Basically, it turned into one of the longest 60-minute periods of my life. It's not fun being humiliated by a person with an ego the size of the UCLA campus. When it was over, there was not thanks. no nothing. Only "that went well, don't you think?" Well, fuck you too. It's my own fault. I volunteered for the humiliation.

It's weird because I've interviewed scores of folks far more famous and talented than Summers, and, for the most part, the subjects have been universally gracious. But with this guy, there was no connection. I was nothing more than an instrument to sell more books, to put more cash in his tiny little hands.

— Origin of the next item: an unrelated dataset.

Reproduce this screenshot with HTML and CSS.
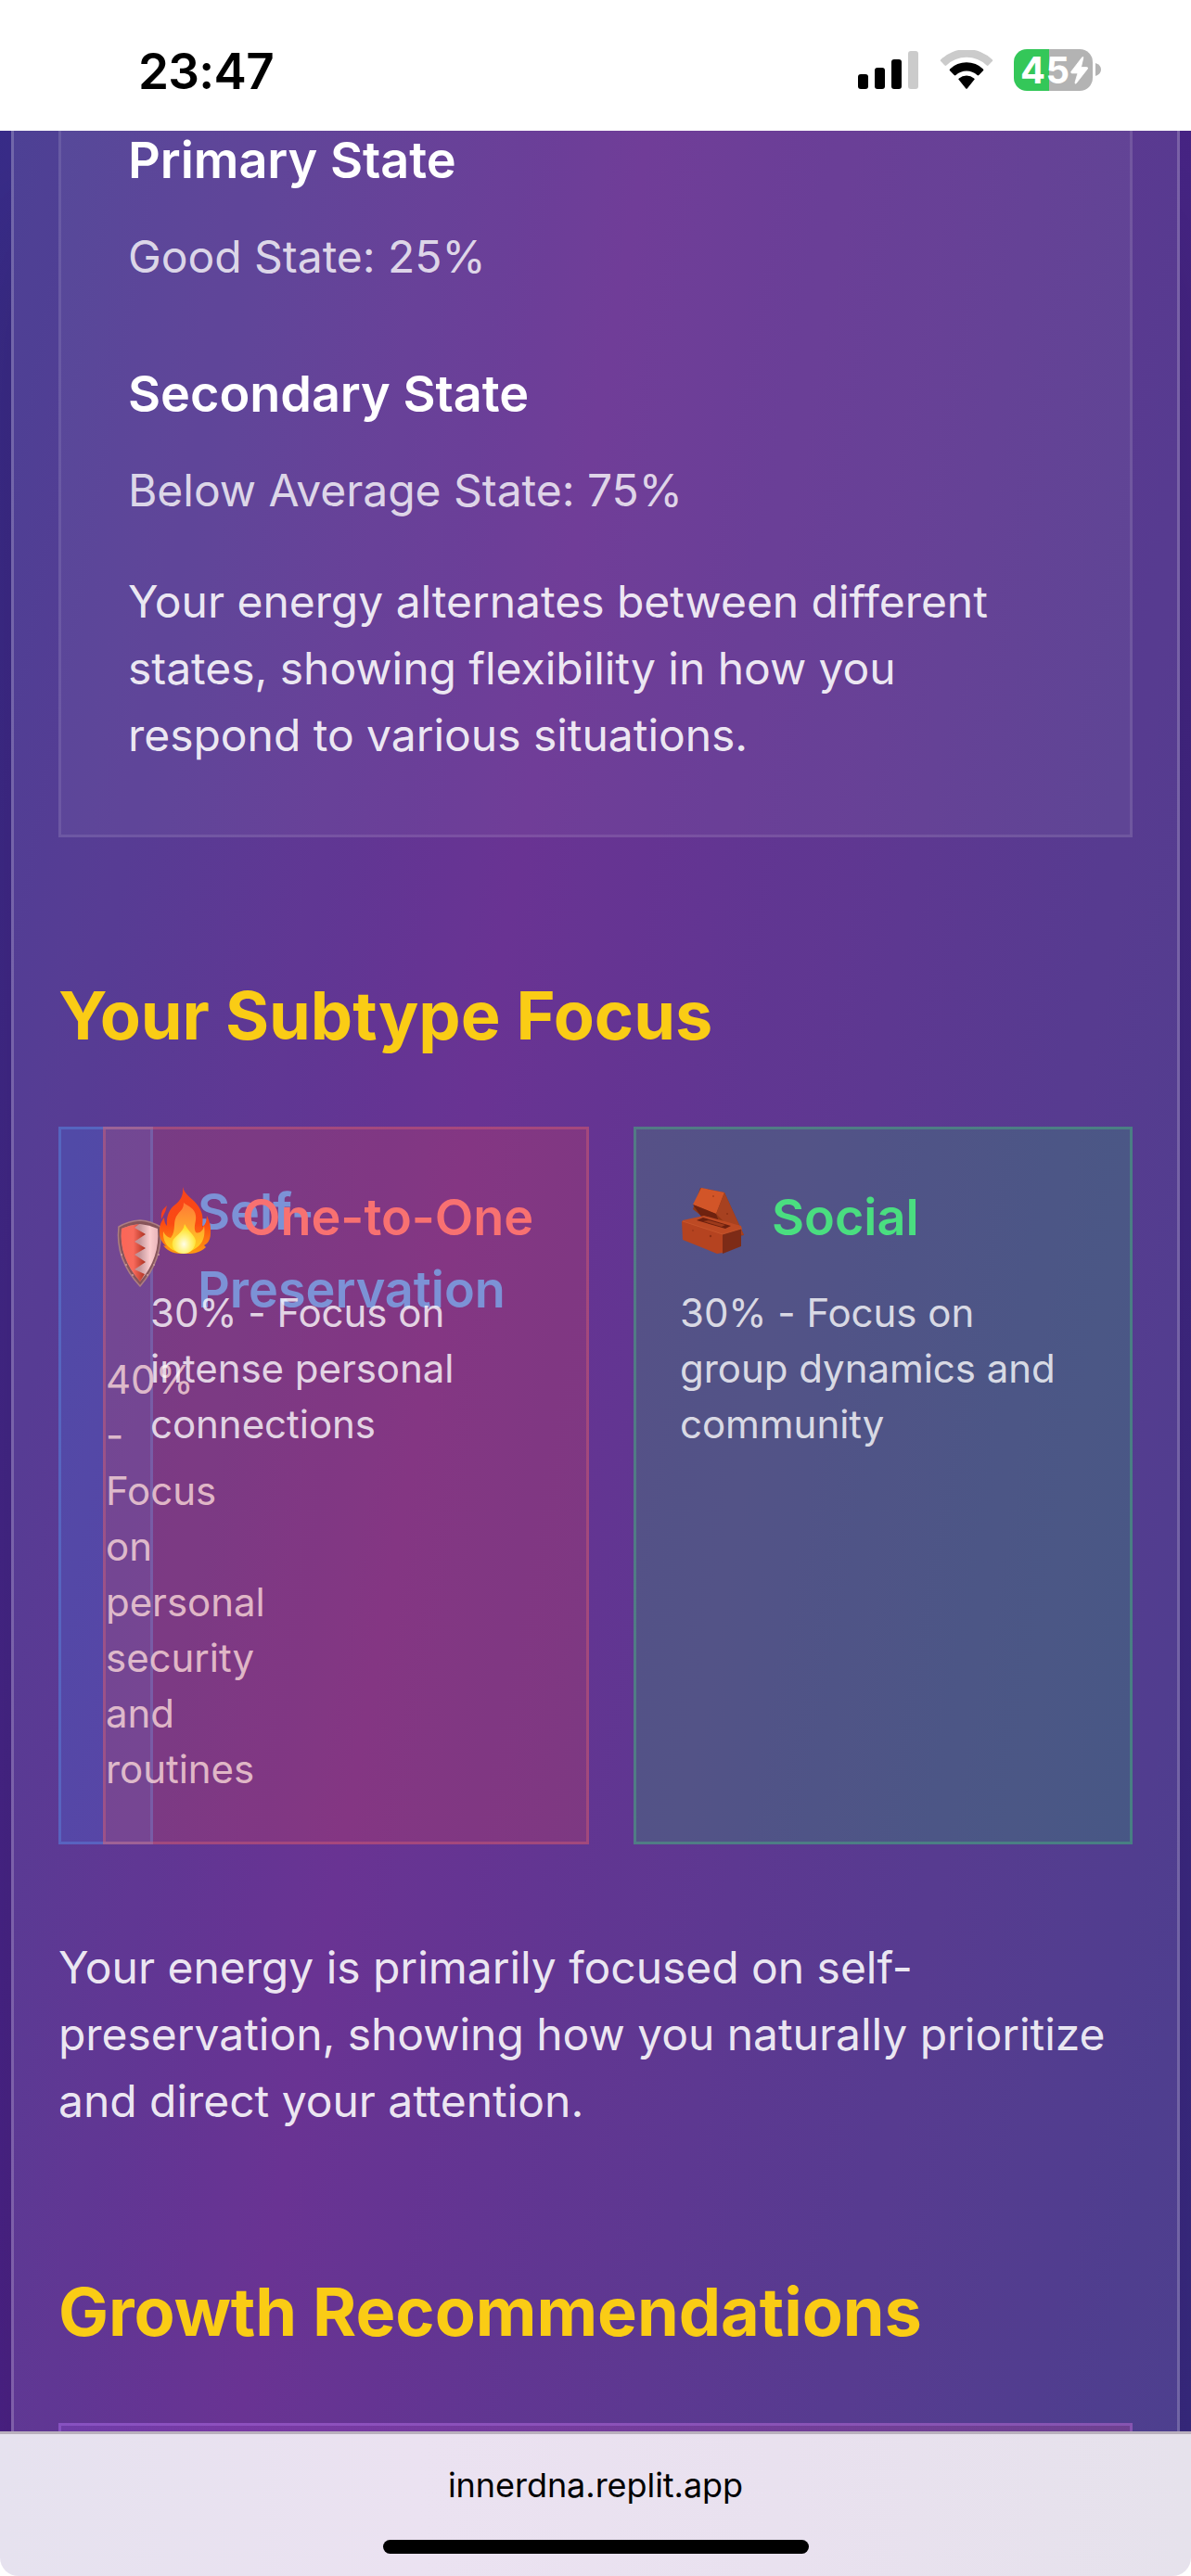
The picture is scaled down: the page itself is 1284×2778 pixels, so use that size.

I don't know what I expected (respect? tix to see the Police?). But I got little, other than the taste of shit I was forced to eat on that stage.

Saturday, June 16, 2007


WATCH THIS, PLEASE

Saturday, June 02, 2007


CHARLIE IN HOLLYWOOD

In the fall of 1974, I moved into a condominium with my mother in Chatsworth, California. It was a hop and a skip from lovely Chatsworth Park, but I soon became enamored with a more dubious landmark of the northwest San Fernando Valley town: the Spahn Ranch, once the hideout for the Manson Family. I was 10, but strangely obsessed the the murders masterminded by Charles Manson. I wrote fifth-grade book reports about Vincent Bugliosi's Helter Skelter and plowed through Ed Sanders' The Family before the onset of puberty. I guess I wasn't much different from other curious post-sixties kids.

I was alive and living in Venice when the murders took place, but I have no memory of them. (The first real "event" I remember consciously was the 1971 Sylmar earthquake, largely because they shut my elementary school for several days in its wake). To me, the 1969 Manson killings were amorphous drama that I couldn't get enough of. I never had a real concept of the utter fear that gripped the city in the wake of the murders.

The seventies were kind of a golden age for grisly murder in L.A. There was the freeway killer, and I believe Richard Ramierez got going back then. My only real connection was knowing a girl in junior high school whose sister was murdered by the Hillside Strangler, but I never spoke with her about it. What could you say?

As I've gotten older my obsession with serial killers has (luckily) abated, but I recently interviewed someone who was at the center of the world that was shattered when Tex Watson, Patricia Krenwinkle, Susan Atkins, and Leslie Van Houten burst into the home on Cielo Drive in August of 1969. She told me she had been with the eight-months-pregnant Sharon Tate three days before her murder -- shopping for wallpaper for Tate's baby's room. She said Tate snuck a cigarette, though she knew husband Roman Polanski would be mad. She said she knew everybody inside that house. For months after the murders, she told me, she carried a gun in her purse.

I can't even begin to imagine experiencing something like that -- the fear that so many endured in the aftermath of those murders. Even now, nearly four decades later, the mere mention of it provokes a shower of tears. My heart goes out to her.

More than Altamont, more than Chicago in '68, the Manson killings put an end to the sixties, to whatever hippie idealism existed. And it seems like it's a story that will likely never be fully uncovered. There seems to be an unspoken verbal blackout when it comes to this topic. People who knew the victims, who lived in that gilded world of the young hip Hollywood aristocracy, those in the straight rock and roll world who were exposed to Manson the musician. They've been mum for nearly 40 years. Some, like Terry Melcher and Dennis Wilson, took their stories -- and their fear -- to their graves. I wonder if we'll ever know the truth about the extent to which Manson infiltrated Hollywood.